begin

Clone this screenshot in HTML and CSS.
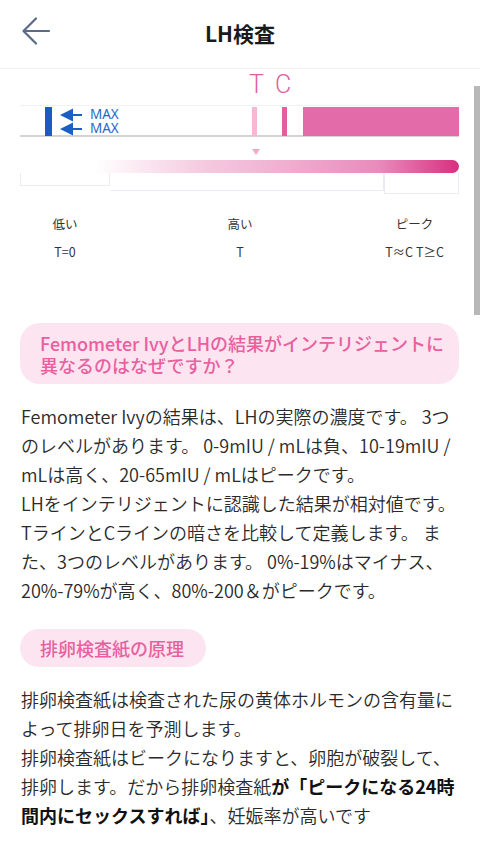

end
begin

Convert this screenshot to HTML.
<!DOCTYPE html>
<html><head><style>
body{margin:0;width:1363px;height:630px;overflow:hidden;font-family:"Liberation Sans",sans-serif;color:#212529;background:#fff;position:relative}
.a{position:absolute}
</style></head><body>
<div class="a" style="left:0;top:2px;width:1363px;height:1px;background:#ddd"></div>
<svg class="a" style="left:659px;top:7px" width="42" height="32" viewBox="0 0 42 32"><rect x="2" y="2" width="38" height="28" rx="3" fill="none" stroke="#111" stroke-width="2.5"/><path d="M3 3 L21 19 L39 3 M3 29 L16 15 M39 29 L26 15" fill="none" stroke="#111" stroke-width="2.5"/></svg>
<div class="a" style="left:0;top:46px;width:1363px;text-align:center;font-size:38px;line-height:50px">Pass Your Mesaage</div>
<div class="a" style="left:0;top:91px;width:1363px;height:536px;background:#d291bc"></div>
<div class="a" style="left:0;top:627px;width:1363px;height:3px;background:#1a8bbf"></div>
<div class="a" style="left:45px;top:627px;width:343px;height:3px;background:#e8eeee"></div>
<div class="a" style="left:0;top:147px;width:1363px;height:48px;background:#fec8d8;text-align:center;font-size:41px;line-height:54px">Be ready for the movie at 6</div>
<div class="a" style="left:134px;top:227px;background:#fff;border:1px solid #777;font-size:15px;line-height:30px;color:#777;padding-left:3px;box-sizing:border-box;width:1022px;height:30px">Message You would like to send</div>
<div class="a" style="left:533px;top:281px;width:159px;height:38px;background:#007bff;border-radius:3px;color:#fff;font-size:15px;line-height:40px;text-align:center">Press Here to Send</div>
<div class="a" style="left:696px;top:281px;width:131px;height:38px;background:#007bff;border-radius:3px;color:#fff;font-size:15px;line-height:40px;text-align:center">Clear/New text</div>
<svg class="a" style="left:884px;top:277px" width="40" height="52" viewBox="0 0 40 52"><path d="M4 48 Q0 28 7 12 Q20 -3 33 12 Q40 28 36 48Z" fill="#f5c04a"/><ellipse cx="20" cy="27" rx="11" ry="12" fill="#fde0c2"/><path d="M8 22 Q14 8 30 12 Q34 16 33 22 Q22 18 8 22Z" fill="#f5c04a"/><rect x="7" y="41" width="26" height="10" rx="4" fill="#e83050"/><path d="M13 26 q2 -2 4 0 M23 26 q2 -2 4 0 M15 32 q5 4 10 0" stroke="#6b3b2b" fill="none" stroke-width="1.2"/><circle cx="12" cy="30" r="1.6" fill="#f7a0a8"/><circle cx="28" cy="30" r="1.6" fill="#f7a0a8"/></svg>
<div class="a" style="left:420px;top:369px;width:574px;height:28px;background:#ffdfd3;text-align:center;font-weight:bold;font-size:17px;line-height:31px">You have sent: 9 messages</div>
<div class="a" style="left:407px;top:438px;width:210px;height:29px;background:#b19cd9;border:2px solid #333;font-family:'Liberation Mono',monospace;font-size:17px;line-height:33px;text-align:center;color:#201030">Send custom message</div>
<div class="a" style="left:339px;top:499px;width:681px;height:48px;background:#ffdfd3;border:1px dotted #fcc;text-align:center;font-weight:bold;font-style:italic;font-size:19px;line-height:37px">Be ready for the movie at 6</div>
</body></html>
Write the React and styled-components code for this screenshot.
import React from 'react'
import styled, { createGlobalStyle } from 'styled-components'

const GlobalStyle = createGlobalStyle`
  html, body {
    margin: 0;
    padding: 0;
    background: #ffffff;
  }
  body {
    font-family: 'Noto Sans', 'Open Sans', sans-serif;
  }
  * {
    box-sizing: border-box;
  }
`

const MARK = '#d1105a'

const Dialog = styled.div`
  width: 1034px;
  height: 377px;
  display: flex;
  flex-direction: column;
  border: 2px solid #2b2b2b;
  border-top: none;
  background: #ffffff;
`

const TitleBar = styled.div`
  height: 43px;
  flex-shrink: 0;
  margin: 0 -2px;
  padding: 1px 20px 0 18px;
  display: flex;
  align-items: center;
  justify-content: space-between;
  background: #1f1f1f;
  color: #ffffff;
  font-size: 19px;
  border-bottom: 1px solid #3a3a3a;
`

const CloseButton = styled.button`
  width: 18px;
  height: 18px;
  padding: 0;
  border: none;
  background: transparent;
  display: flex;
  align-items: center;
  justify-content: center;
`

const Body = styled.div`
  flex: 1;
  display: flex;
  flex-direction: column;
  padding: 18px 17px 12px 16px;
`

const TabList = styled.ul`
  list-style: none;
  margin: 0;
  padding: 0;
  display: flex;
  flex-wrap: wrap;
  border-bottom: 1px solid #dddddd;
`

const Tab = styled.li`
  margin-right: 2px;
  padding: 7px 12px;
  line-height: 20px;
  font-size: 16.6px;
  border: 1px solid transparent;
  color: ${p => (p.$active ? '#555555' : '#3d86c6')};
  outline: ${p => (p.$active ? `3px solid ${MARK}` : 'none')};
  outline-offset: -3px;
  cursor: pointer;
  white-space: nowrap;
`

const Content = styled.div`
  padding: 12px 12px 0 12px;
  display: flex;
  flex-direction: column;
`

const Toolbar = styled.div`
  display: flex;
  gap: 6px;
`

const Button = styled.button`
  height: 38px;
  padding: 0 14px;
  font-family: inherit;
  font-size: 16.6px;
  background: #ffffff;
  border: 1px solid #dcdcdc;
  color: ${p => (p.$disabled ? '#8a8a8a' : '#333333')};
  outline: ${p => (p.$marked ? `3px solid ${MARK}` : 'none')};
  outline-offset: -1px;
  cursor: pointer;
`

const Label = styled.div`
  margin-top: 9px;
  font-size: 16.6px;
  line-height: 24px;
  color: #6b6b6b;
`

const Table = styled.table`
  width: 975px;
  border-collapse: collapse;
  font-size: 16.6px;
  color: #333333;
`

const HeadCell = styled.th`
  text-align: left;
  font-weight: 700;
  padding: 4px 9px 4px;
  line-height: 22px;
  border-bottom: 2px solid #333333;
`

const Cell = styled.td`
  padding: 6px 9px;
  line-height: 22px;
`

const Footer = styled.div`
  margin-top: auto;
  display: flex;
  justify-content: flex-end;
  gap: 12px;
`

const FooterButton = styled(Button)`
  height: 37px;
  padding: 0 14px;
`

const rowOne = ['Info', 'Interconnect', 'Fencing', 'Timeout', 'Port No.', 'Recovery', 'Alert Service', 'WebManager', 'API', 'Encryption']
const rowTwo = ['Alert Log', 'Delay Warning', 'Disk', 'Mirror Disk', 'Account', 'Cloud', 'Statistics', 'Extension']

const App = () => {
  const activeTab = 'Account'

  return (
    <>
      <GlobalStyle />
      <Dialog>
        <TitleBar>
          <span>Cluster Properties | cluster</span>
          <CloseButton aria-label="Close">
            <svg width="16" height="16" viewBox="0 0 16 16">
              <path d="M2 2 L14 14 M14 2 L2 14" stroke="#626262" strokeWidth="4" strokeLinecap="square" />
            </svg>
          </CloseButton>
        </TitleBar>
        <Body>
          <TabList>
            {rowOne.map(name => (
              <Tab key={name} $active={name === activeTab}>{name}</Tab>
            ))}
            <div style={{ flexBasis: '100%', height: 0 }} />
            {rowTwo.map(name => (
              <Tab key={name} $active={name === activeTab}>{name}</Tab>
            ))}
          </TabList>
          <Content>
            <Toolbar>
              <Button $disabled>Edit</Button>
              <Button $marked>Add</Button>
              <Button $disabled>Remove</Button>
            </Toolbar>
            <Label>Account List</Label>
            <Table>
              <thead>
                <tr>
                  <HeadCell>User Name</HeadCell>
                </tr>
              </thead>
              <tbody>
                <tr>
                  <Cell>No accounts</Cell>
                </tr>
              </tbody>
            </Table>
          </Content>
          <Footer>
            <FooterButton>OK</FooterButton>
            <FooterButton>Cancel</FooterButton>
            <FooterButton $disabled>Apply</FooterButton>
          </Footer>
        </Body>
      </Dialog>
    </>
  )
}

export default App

end

Exercise instructions:
Using the entries above, extract exactly the span from the line with "Write the React" to the line with "const MARK = '#d1105a'", both lines included; leave out everything else.

Written answer:
Write the React and styled-components code for this screenshot.
import React from 'react'
import styled, { createGlobalStyle } from 'styled-components'

const GlobalStyle = createGlobalStyle`
  html, body {
    margin: 0;
    padding: 0;
    background: #ffffff;
  }
  body {
    font-family: 'Noto Sans', 'Open Sans', sans-serif;
  }
  * {
    box-sizing: border-box;
  }
`

const MARK = '#d1105a'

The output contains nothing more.